Quant à l’opposant et ancien député, Oumar Mariko, il est encore plus direct : «je soutien toute démarche de la démission du président de la République », dira-t-il.

Lors de son intervention, l’imam Dicko a demandé au président IBK de : « prendre en compte le message », de « redresser la barre pour que le navire ne chavire pas ». “On doit demander des comptes à ceux qui gouvernent ce pays. Car les gens ne se révoltent pas pour rien. Il est temps qu’on parle pour ce pays. Vous voyez, on est devenu aphone vis-à-vis de la situation”. A déclaré Dicko. Aujourd’hui, on ne parle plus de Kidal, car c’est fini. Dans un passé récent, la question de Kidal était évoquée dans les chants de musique. Mais la situation s’est détériorée à tel point qu’on en parle plus, je peux le dire. En 2014, je suis allé à Kidal. À l’époque, il y avait un gouverneur à Kidal, tous les préfets des cercles de la région de Kidal étaient sur place. On a déjeuné ensemble dans la résidence du gouverneur et le drapeau du Mali flottait sur le toit”.

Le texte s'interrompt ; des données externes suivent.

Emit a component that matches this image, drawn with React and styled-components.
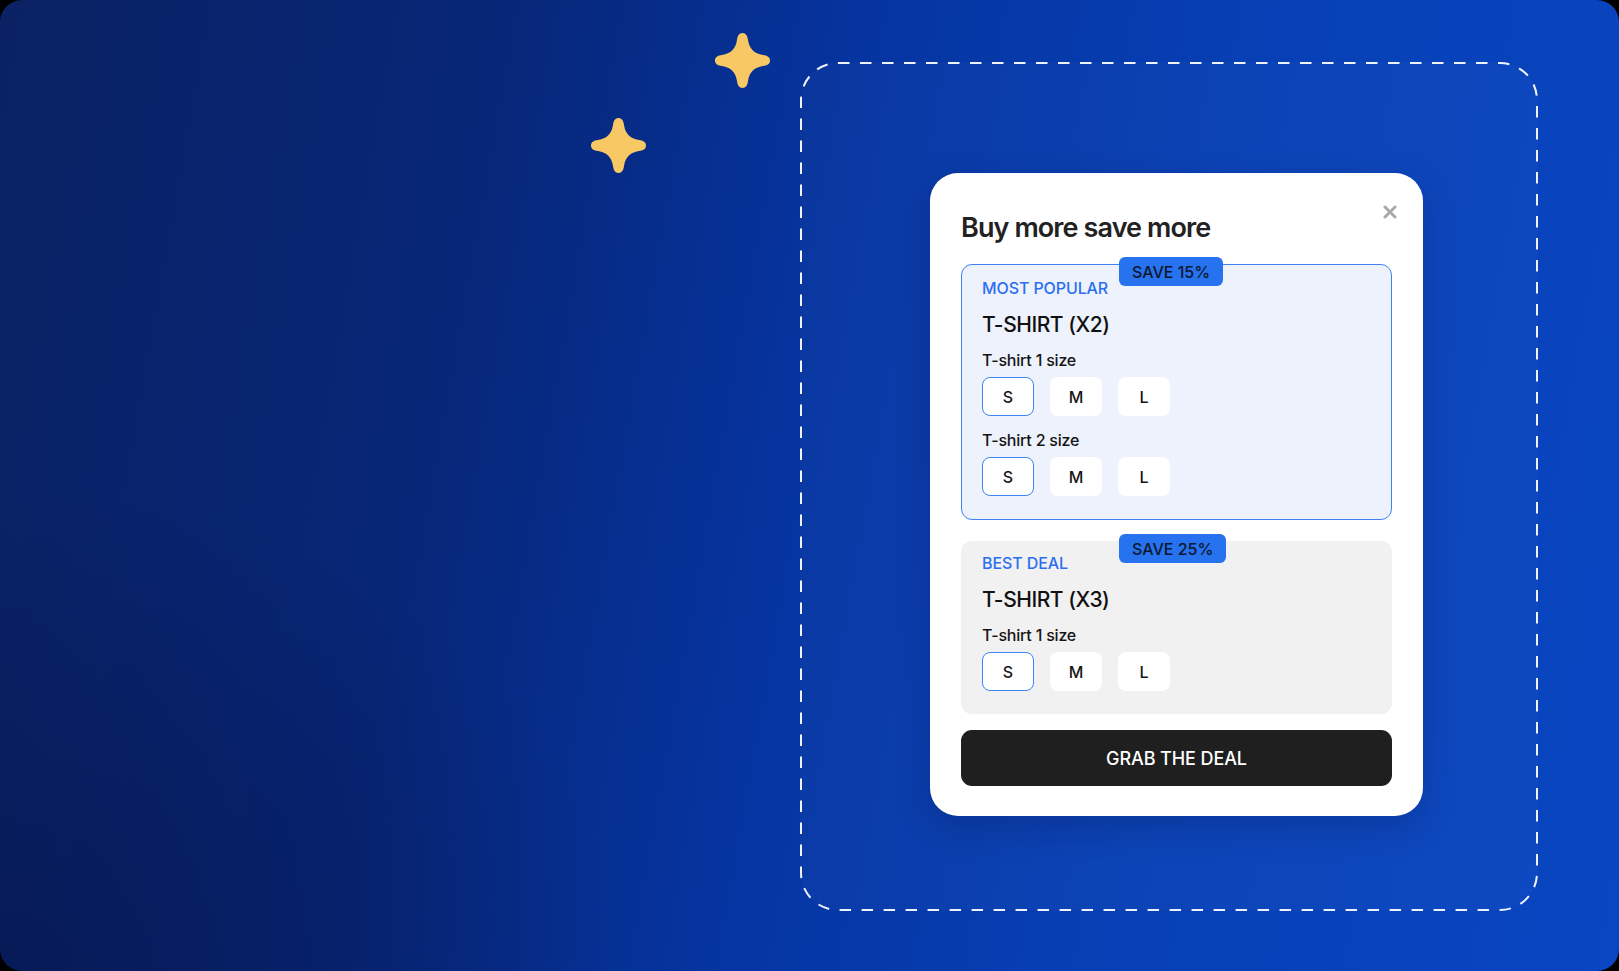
import React from "react";
import styled, { createGlobalStyle } from "styled-components";

const Global = createGlobalStyle`
  html, body { margin: 0; padding: 0; background: #000; }
  body { font-family: Inter, "Noto Sans", "Liberation Sans", sans-serif; -webkit-font-smoothing: antialiased; }
  * { box-sizing: border-box; }
`;

const Page = styled.div`
  position: relative;
  width: 1619px;
  height: 971px;
  border-radius: 22px;
  overflow: hidden;
  display: flex;
  justify-content: flex-end;
  align-items: flex-start;
  padding: 62px 81px 0 0;
  background:
    radial-gradient(ellipse 900px 700px at 0% 100%, rgba(4, 18, 70, 0.55), rgba(4, 18, 70, 0) 70%),
    linear-gradient(100deg, #0a2263 0%, #072677 28%, #0535a2 50%, #0740b6 72%, #0a46c2 100%);
`;

const Sparkle = styled.svg`
  position: absolute;
  left: ${(p) => p.$x}px;
  top: ${(p) => p.$y}px;
  width: 57px;
  height: 57px;
`;

const Frame = styled.div`
  position: relative;
  display: flex;
  padding: 111px 115px 94px 130px;
  border-radius: 38px;
  background: rgba(255, 255, 255, 0.025);
`;

const FrameOutline = styled.svg`
  position: absolute;
  inset: 0;
  width: 100%;
  height: 100%;
  overflow: visible;
  pointer-events: none;
`;

const Modal = styled.div`
  position: relative;
  width: 493px;
  background: #ffffff;
  border-radius: 28px;
  padding: 38px 31px 30px;
  box-shadow: 0 12px 34px rgba(2, 14, 60, 0.22);
  display: flex;
  flex-direction: column;
`;

const Close = styled.button`
  position: absolute;
  top: 30px;
  right: 24px;
  width: 18px;
  height: 18px;
  padding: 0;
  border: 0;
  background: none;
  display: flex;
  align-items: center;
  justify-content: center;
  cursor: pointer;
`;

const Title = styled.h2`
  margin: 0 0 19px;
  font-size: 27px;
  line-height: 34px;
  font-weight: 600;
  color: #222222;
  letter-spacing: -0.9px;
`;

const Offer = styled.div`
  position: relative;
  border-radius: 11px;
  border: 1.5px solid ${(p) => (p.$active ? "#3d83f3" : "transparent")};
  background: ${(p) => (p.$active ? "#edf2fc" : "#f1f1f1")};
  padding: ${(p) => (p.$active ? "13px 20px 23px" : "11px 20px 22px")};
  margin-bottom: ${(p) => p.$gap}px;
`;

const Badge = styled.span`
  position: absolute;
  top: -8px;
  left: 157px;
  height: 29px;
  padding: 0 13px;
  border-radius: 6px;
  background: #2772ee;
  color: #0c1730;
  font-size: 16px;
  font-weight: 500;
  display: flex;
  align-items: center;
`;

const Tag = styled.div`
  font-size: 16px;
  line-height: 20px;
  font-weight: 500;
  color: #2b6ff0;
  letter-spacing: -0.1px;
`;

const Product = styled.div`
  margin-top: 14px;
  font-size: 21px;
  line-height: 26px;
  font-weight: 500;
  color: #111111;
  letter-spacing: -0.45px;
`;

const SizeLabel = styled.div`
  margin-top: ${(p) => p.$top}px;
  font-size: 16px;
  line-height: 20px;
  font-weight: 500;
  color: #151515;
  letter-spacing: -0.2px;
`;

const Sizes = styled.div`
  display: flex;
  gap: 16px;
  margin-top: 7px;
`;

const Size = styled.button`
  width: 52px;
  height: 39px;
  border-radius: 8px;
  background: #ffffff;
  border: 1.5px solid ${(p) => (p.$selected ? "#3d83f3" : "transparent")};
  font-family: inherit;
  font-size: 16px;
  font-weight: 500;
  color: #151515;
  display: flex;
  align-items: center;
  justify-content: center;
  padding: 0;
`;

const Cta = styled.button`
  height: 56px;
  border: 0;
  border-radius: 11px;
  background: #1f1f1f;
  color: #ffffff;
  font-family: inherit;
  font-size: 18px;
  font-weight: 500;
  letter-spacing: -0.1px;
  cursor: pointer;
`;

const StarShape = () => (
  <path
    d="M28.5 1C32 1 33.5 4 34 8C35.5 17 40 21.5 49 23C53 23.5 56 25 56 28.5C56 32 53 33.5 49 34C40 35.5 35.5 40 34 49C33.5 53 32 56 28.5 56C25 56 23.5 53 23 49C21.5 40 17 35.5 8 34C4 33.5 1 32 1 28.5C1 25 4 23.5 8 23C17 21.5 21.5 17 23 8C23.5 4 25 1 28.5 1Z"
    fill="#f8c865"
  />
);

function SizeRow({ selected = "S" }) {
  return (
    <Sizes>
      {["S", "M", "L"].map((s) => (
        <Size key={s} $selected={s === selected}>
          {s}
        </Size>
      ))}
    </Sizes>
  );
}

export default function App() {
  return (
    <>
      <Global />
      <Page>
        <Sparkle $x={714} $y={32} viewBox="0 0 57 57">
          <StarShape />
        </Sparkle>
        <Sparkle $x={590} $y={117} viewBox="0 0 57 57">
          <StarShape />
        </Sparkle>

        <Frame>
          <FrameOutline>
            <rect
              x="1"
              y="1"
              width="736"
              height="847"
              rx="37"
              fill="none"
              stroke="#eef3ff"
              strokeWidth="2"
              strokeDasharray="11.5 10.5"
            />
          </FrameOutline>

          <Modal>
            <Close aria-label="Close">
              <svg width="14" height="14" viewBox="0 0 14 14">
                <path d="M2 2L12 12M12 2L2 12" stroke="#a9a9a9" strokeWidth="3" strokeLinecap="round" />
              </svg>
            </Close>
            <Title>Buy more save more</Title>

            <Offer $active $gap={21}>
              <Badge>SAVE 15%</Badge>
              <Tag>MOST POPULAR</Tag>
              <Product>T-SHIRT (X2)</Product>
              <SizeLabel $top={12}>T-shirt 1 size</SizeLabel>
              <SizeRow />
              <SizeLabel $top={14}>T-shirt 2 size</SizeLabel>
              <SizeRow />
            </Offer>

            <Offer $gap={16}>
              <Badge>SAVE 25%</Badge>
              <Tag>BEST DEAL</Tag>
              <Product>T-SHIRT (X3)</Product>
              <SizeLabel $top={12}>T-shirt 1 size</SizeLabel>
              <SizeRow />
            </Offer>

            <Cta>GRAB THE DEAL</Cta>
          </Modal>
        </Frame>
      </Page>
    </>
  );
}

Et l’imam de reprocher au président d’avoir signé les accords d’Alger : “C’est tête baissée qu’on est arrivé à Alger pour signer ce qu’on nous impose. On a signé l’Accord parce qu’on perdu la guerre. Le document a été signé, il y a 5 ans de cela, mais aucun point n’a été appliqué de manière satisfaisante, à part la cessation des hostilités”.

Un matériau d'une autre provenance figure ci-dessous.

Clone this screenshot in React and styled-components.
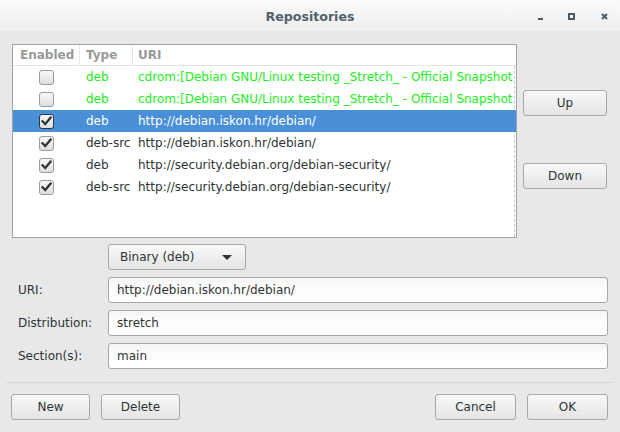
import React from 'react';
import styled, { createGlobalStyle } from 'styled-components';

const Global = createGlobalStyle`
  html, body { margin: 0; padding: 0; }
  body {
    width: 620px;
    height: 432px;
    overflow: hidden;
    background: #e8e8e8;
    font-family: "DejaVu Sans", "Liberation Sans", sans-serif;
    font-size: 12px;
    color: #2e3436;
  }
`;

const Window = styled.div`
  display: flex;
  flex-direction: column;
  width: 620px;
  height: 432px;
  background: #e8e8e8;
`;

const TitleBar = styled.div`
  height: 31px;
  display: flex;
  align-items: center;
  justify-content: center;
  position: relative;
  background: linear-gradient(#fbfbfb, #eeeeee);
`;

const Title = styled.div`
  font-family: "DejaVu Sans", sans-serif;
  font-weight: bold;
  font-size: 12.6px;
  color: #52606a;
  margin-top: 1px;
`;

const Controls = styled.div`
  position: absolute;
  left: 538px;
  top: 13px;
  display: flex;
  align-items: flex-end;
`;

const Ctl = styled.svg`
  display: block;
  margin-left: ${p => p.$ml || 0}px;
`;

const Body = styled.div`
  flex: 1;
  display: flex;
  flex-direction: column;
  padding: 13px 13px 0 12px;
`;

const TopRow = styled.div`
  display: flex;
  gap: 6px;
`;

const Tree = styled.div`
  width: 503px;
  height: 192px;
  border: 1px solid #a3a3a3;
  background: #fff;
  overflow: hidden;
  display: flex;
  flex-direction: column;
`;

const HeaderRow = styled.div`
  display: grid;
  grid-template-columns: 67px 53px 1fr;
  height: 20px;
  border-bottom: 1px solid #e3e3e3;
`;

const HeaderCell = styled.div`
  font-weight: bold;
  color: #999;
  padding-left: ${p => p.$pad}px;
  line-height: 20px;
  border-right: ${p => (p.$last ? 'none' : '1px solid #e6e6e6')};
`;

const Rows = styled.div`
  position: relative;
  flex: 1;
`;

const Clip = styled.div`
  position: absolute;
  top: 0;
  bottom: 0;
  right: 1px;
  border-right: 1px dashed #c6c6c6;
`;

const Row = styled.div`
  position: relative;
  display: grid;
  grid-template-columns: 67px 53px 1fr;
  height: 22px;
  align-items: center;
  background: ${p => (p.$selected ? '#4a90d9' : 'transparent')};
  color: ${p => (p.$selected ? '#fff' : p.$green ? '#22ee22' : '#2e3436')};
`;

const CheckCell = styled.div`
  display: flex;
  justify-content: center;
`;

const Check = styled.div`
  width: 13px;
  height: 13px;
  border: 1px solid ${p => (p.$selected ? '#2d3a44' : '#9c9c9c')};
  border-radius: 3px;
  background: linear-gradient(#f8f8f8, #dedede);
  display: flex;
  align-items: center;
  justify-content: center;
`;

const TypeCell = styled.div`
  padding-left: 6px;
  white-space: nowrap;
`;

const UriCell = styled.div`
  padding-left: 5px;
  white-space: nowrap;
  overflow: hidden;
  margin-right: 2px;
`;

const Side = styled.div`
  display: flex;
  flex-direction: column;
  padding-top: 46px;
`;

const Button = styled.button`
  width: ${p => p.$w || 84}px;
  height: 26px;
  border: 1px solid #a8a8a8;
  border-radius: 3px;
  background: linear-gradient(#f9f9f9, #e4e4e4);
  font-family: inherit;
  font-size: 12px;
  color: #2e3436;
  padding: 0;
  margin-top: ${p => p.$mt || 0}px;
`;

const Form = styled.div`
  display: grid;
  grid-template-columns: 96px 500px;
  row-gap: 7px;
  margin-top: 6px;
  align-items: center;
`;

const Label = styled.div`
  padding-left: 6px;
  color: #2e3436;
`;

const Combo = styled.div`
  grid-column: 2;
  width: 138px;
  height: 26px;
  box-sizing: border-box;
  border: 1px solid #a8a8a8;
  border-radius: 3px;
  background: linear-gradient(#f9f9f9, #e4e4e4);
  display: flex;
  align-items: center;
  justify-content: space-between;
  padding: 0 13px 0 11px;
`;

const Arrow = styled.div`
  width: 0;
  height: 0;
  border-left: 5px solid transparent;
  border-right: 5px solid transparent;
  border-top: 5px solid #2e3436;
`;

const Input = styled.div`
  height: 26px;
  box-sizing: border-box;
  border: 1px solid #a8a8a8;
  border-radius: 3px;
  background: linear-gradient(#f4f4f4, #fdfdfd 40%, #ffffff);
  padding-left: 8px;
  display: flex;
  align-items: center;
  color: #2e3436;
`;

const Separator = styled.div`
  height: 1px;
  background: #d6d6d6;
  margin: 13px -7px 0 -6px;
`;

const Footer = styled.div`
  display: flex;
  justify-content: space-between;
  padding-top: 11px;
  margin-left: -1px;
  margin-right: -1px;
`;

const Group = styled.div`
  display: flex;
  gap: 11px;
`;

const CheckMark = () => (
  <svg width="11" height="10" viewBox="0 0 11 10">
    <path d="M1.5 5.2 L4.2 8 L9.6 1.6" fill="none" stroke="#2e3436" strokeWidth="2.2" strokeLinecap="square" />
  </svg>
);

const rows = [
  { on: false, type: 'deb', uri: 'cdrom:[Debian GNU/Linux testing _Stretch_ - Official Snapshot amd64 DVD Binary-1]/ stretch contrib main', green: true },
  { on: false, type: 'deb', uri: 'cdrom:[Debian GNU/Linux testing _Stretch_ - Official Snapshot amd64 DVD Binary-1]/ stretch contrib main', green: true },
  { on: true, type: 'deb', uri: 'http://debian.iskon.hr/debian/', selected: true },
  { on: true, type: 'deb-src', uri: 'http://debian.iskon.hr/debian/' },
  { on: true, type: 'deb', uri: 'http://security.debian.org/debian-security/' },
  { on: true, type: 'deb-src', uri: 'http://security.debian.org/debian-security/' },
];

export default function App() {
  return (
    <Window>
      <Global />
      <TitleBar>
        <Title>Repositories</Title>
        <Controls>
          <Ctl width="5" height="3" viewBox="0 0 5 3"><rect x="0" y="1" width="5" height="2" fill="#4d5a63" /></Ctl>
          <Ctl $ml={25} width="7" height="7" viewBox="0 0 7 7"><rect x="1" y="1" width="5" height="5" fill="none" stroke="#4d5a63" strokeWidth="2" /></Ctl>
          <Ctl $ml={26} width="7" height="7" viewBox="0 0 7 7"><path d="M1 1 L6 6 M6 1 L1 6" stroke="#4d5a63" strokeWidth="2" /></Ctl>
        </Controls>
      </TitleBar>
      <Body>
        <TopRow>
          <Tree>
            <HeaderRow>
              <HeaderCell $pad={7}>Enabled</HeaderCell>
              <HeaderCell $pad={6}>Type</HeaderCell>
              <HeaderCell $pad={5} $last>URI</HeaderCell>
            </HeaderRow>
            <Rows>
              <Clip />
              {rows.map((r, i) => (
                <Row key={i} $selected={r.selected} $green={r.green}>
                  <CheckCell>
                    <Check $selected={r.selected}>{r.on && <CheckMark />}</Check>
                  </CheckCell>
                  <TypeCell>{r.type}</TypeCell>
                  <UriCell>{r.uri}</UriCell>
                </Row>
              ))}
            </Rows>
          </Tree>
          <Side>
            <Button>Up</Button>
            <Button $mt={47}>Down</Button>
          </Side>
        </TopRow>
        <Form>
          <Combo>
            <span>Binary (deb)</span>
            <Arrow />
          </Combo>
          <Label>URI:</Label>
          <Input>http://debian.iskon.hr/debian/</Input>
          <Label>Distribution:</Label>
          <Input>stretch</Input>
          <Label>Section(s):</Label>
          <Input>main</Input>
        </Form>
        <Separator />
        <Footer>
          <Group>
            <Button $w={79}>New</Button>
            <Button $w={79}>Delete</Button>
          </Group>
          <Group>
            <Button $w={81}>Cancel</Button>
            <Button $w={81}>OK</Button>
          </Group>
        </Footer>
      </Body>
    </Window>
  );
}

En plus de la perte de Kidal, le pays est gangrené au centre avec des affrontements inter-ethniques meurtriers. “Alors que la situation se détériore davantage, l’État reste en spectateur. Il commet une erreur politique grave, on nomme un Haut représentant du Chef de l’État pour le centre. Mais, tu t’imagines, dans un pays où il y a un ministre de la réconciliation, ministre de l’Administration ; dans la même région, il y a un gouverneur avec un préfet pour chaque cercle, cela veut dire que l’État est là”. Avant de ‘assener : « Nous condamnons la mauvaise gestion du régime, les malversations, les détournements, le mensonge… IBK n’aime pas les ultimatums mais cette fois, s’il ne nous écoute pas, il verra pire qu’aujourd’hui ».

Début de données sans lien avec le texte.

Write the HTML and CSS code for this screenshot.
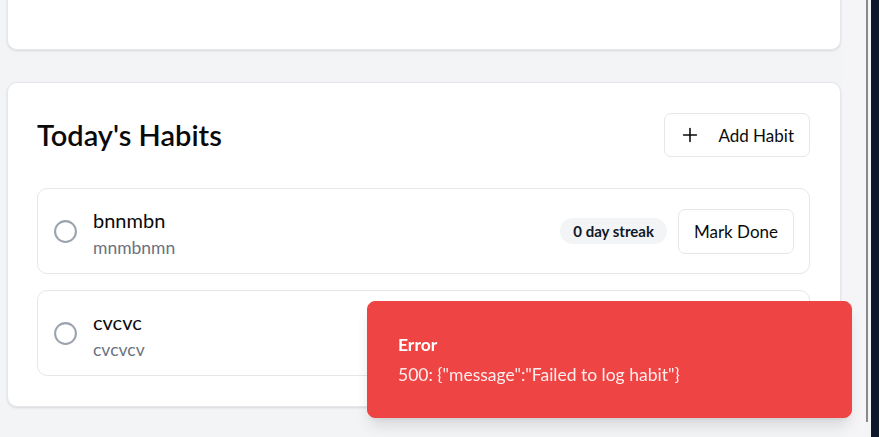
FILE: index.html
```html
<!DOCTYPE html>
<html lang="en">
<head>
<meta charset="utf-8">
<title>Habits</title>
<link rel="stylesheet" href="styles.css">
</head>
<body>
<div class="layout">
  <main class="main">
    <section class="card card-top"></section>
    <section class="card habits">
      <header class="habits-head">
        <h2 class="habits-title">Today's Habits</h2>
        <button class="btn btn-add" type="button">
          <svg class="icon-plus" viewBox="0 0 24 24" fill="none" stroke="currentColor" stroke-width="1.7" stroke-linecap="round" stroke-linejoin="round"><path d="M5 12h14"/><path d="M12 5v14"/></svg>
          <span>Add Habit</span>
        </button>
      </header>
      <div class="habit-list">
        <div class="habit">
          <svg class="check" viewBox="0 0 24 24" fill="none" stroke="currentColor" stroke-width="2"><circle cx="12" cy="12" r="10"/></svg>
          <div class="habit-text">
            <div class="habit-name">bnnmbn</div>
            <div class="habit-desc">mnmbnmn</div>
          </div>
          <div class="habit-actions">
            <span class="badge">0 day streak</span>
            <button class="btn btn-done" type="button">Mark Done</button>
          </div>
        </div>
        <div class="habit">
          <svg class="check" viewBox="0 0 24 24" fill="none" stroke="currentColor" stroke-width="2"><circle cx="12" cy="12" r="10"/></svg>
          <div class="habit-text">
            <div class="habit-name">cvcvc</div>
            <div class="habit-desc">cvcvcv</div>
          </div>
          <div class="habit-actions">
            <span class="badge">0 day streak</span>
            <button class="btn btn-done" type="button">Mark Done</button>
          </div>
        </div>
      </div>
    </section>
  </main>
  <div class="strip"></div>
  <div class="scroll-line"></div>
  <div class="scroll-gap"></div>
  <div class="dark"></div>
</div>
<div class="toast" role="alert">
  <div class="toast-title">Error</div>
  <div class="toast-msg">500: {"message":"Failed to log habit"}</div>
</div>
</body>
</html>
```
FILE: styles.css
```css
* { box-sizing: border-box; }
html, body { margin: 0; padding: 0; height: 100%; overflow: hidden; }
body {
  background: #f3f4f6;
  font-family: "Segoe UI", Lato, "Open Sans", sans-serif;
  color: #0a0a0a;
}
.layout { display: flex; height: 437px; }
.main {
  width: 842px;
  flex: none;
  padding-left: 7px;
  display: flex;
  flex-direction: column;
  gap: 32px;
}
.card {
  width: 834px;
  background: #fff;
  border: 1px solid #e5e7eb;
  border-radius: 10px;
  box-shadow: 0 1px 3px rgba(0,0,0,0.08), 0 1px 2px rgba(0,0,0,0.04);
}
.card-top { height: 70px; margin-top: -20px; }
.habits { padding: 30px 30px 30px 29px; }
.habits-head {
  display: flex;
  align-items: center;
  justify-content: space-between;
  height: 44px;
  margin-bottom: 31px;
}
.habits-title {
  margin: 0;
  font-size: 29px;
  line-height: 36px;
  font-weight: 600;
  color: #0a0a0a;
}
.btn {
  font-family: inherit;
  background: #fff;
  border: 1px solid #e5e7eb;
  border-radius: 7px;
  color: #0a0a0a;
  font-size: 17px;
  font-weight: 400;
  cursor: pointer;
  display: inline-flex;
  align-items: center;
}
.btn-add {
  height: 44px;
  padding: 0 15px 0 14px;
  gap: 17px;
}
.icon-plus { width: 22px; height: 22px; }
.habit-list { display: flex; flex-direction: column; gap: 16px; }
.habit {
  height: 86px;
  border: 1px solid #e5e7eb;
  border-radius: 10px;
  padding: 0 15px;
  display: flex;
  align-items: center;
  gap: 15px;
}
.check { width: 25px; height: 25px; color: #9ca3af; flex: none; }
.habit-text { flex: 1; display: flex; flex-direction: column; margin-top: 3.5px; }
.habit-name { font-size: 20px; line-height: 26px; color: #0a0a0a; }
.habit-desc { font-size: 17.5px; line-height: 22px; color: #6b7280; margin-top: 3.5px; }
.habit-actions { display: flex; align-items: center; gap: 11px; }
.badge {
  height: 26px;
  display: inline-flex;
  align-items: center;
  padding: 0 13px;
  border-radius: 999px;
  background: #f3f4f6;
  font-size: 15px;
  font-weight: 700;
  color: #111827;
}
.btn-done { height: 45px; padding: 0 15px; }
.strip { width: 24px; flex: none; background: #f5f5f7; }
.scroll-line { width: 2px; flex: none; height: 422px; background: #8a8a8a; }
.scroll-gap { width: 3px; flex: none; background: #f3f4f6; }
.dark { flex: 1; background: #0f172a; }
.toast {
  position: fixed;
  right: 27px;
  bottom: 19px;
  width: 485px;
  height: 117px;
  padding: 30px;
  border: 1px solid #ef4444;
  border-radius: 8px;
  background: #ef4444;
  color: #fff;
  box-shadow: 0 10px 15px -3px rgba(0,0,0,0.12), 0 4px 6px -4px rgba(0,0,0,0.1);
  display: flex;
  flex-direction: column;
  gap: 5px;
}
.toast-title { font-size: 17.5px; line-height: 25px; font-weight: 700; }
.toast-msg { font-size: 17.5px; line-height: 25px; opacity: 0.9; }
```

Dans une déclaration finale, les organisateurs appelaient IBK à démissionner au plus tard le vendredi à 18 heures, sinon « le peuple souverain en tirera toutes les conséquences », précise la déclaration finale du rassemblement. Le président est évidemment resté silencieux à cet appel. A la faveur d’un lourd orage, la place de l’indépendance s’est calmement vidée. Mais les plus motivés se sont dirigés vers le quartier de Sébénicoro, lieu de la résidence du chef de l’Etat. Des incendies de pneus et de planches ont été allumés le long de l’axe principal. Les habitants ont pu entendre des coups de feu retentir jusque dans la nuit.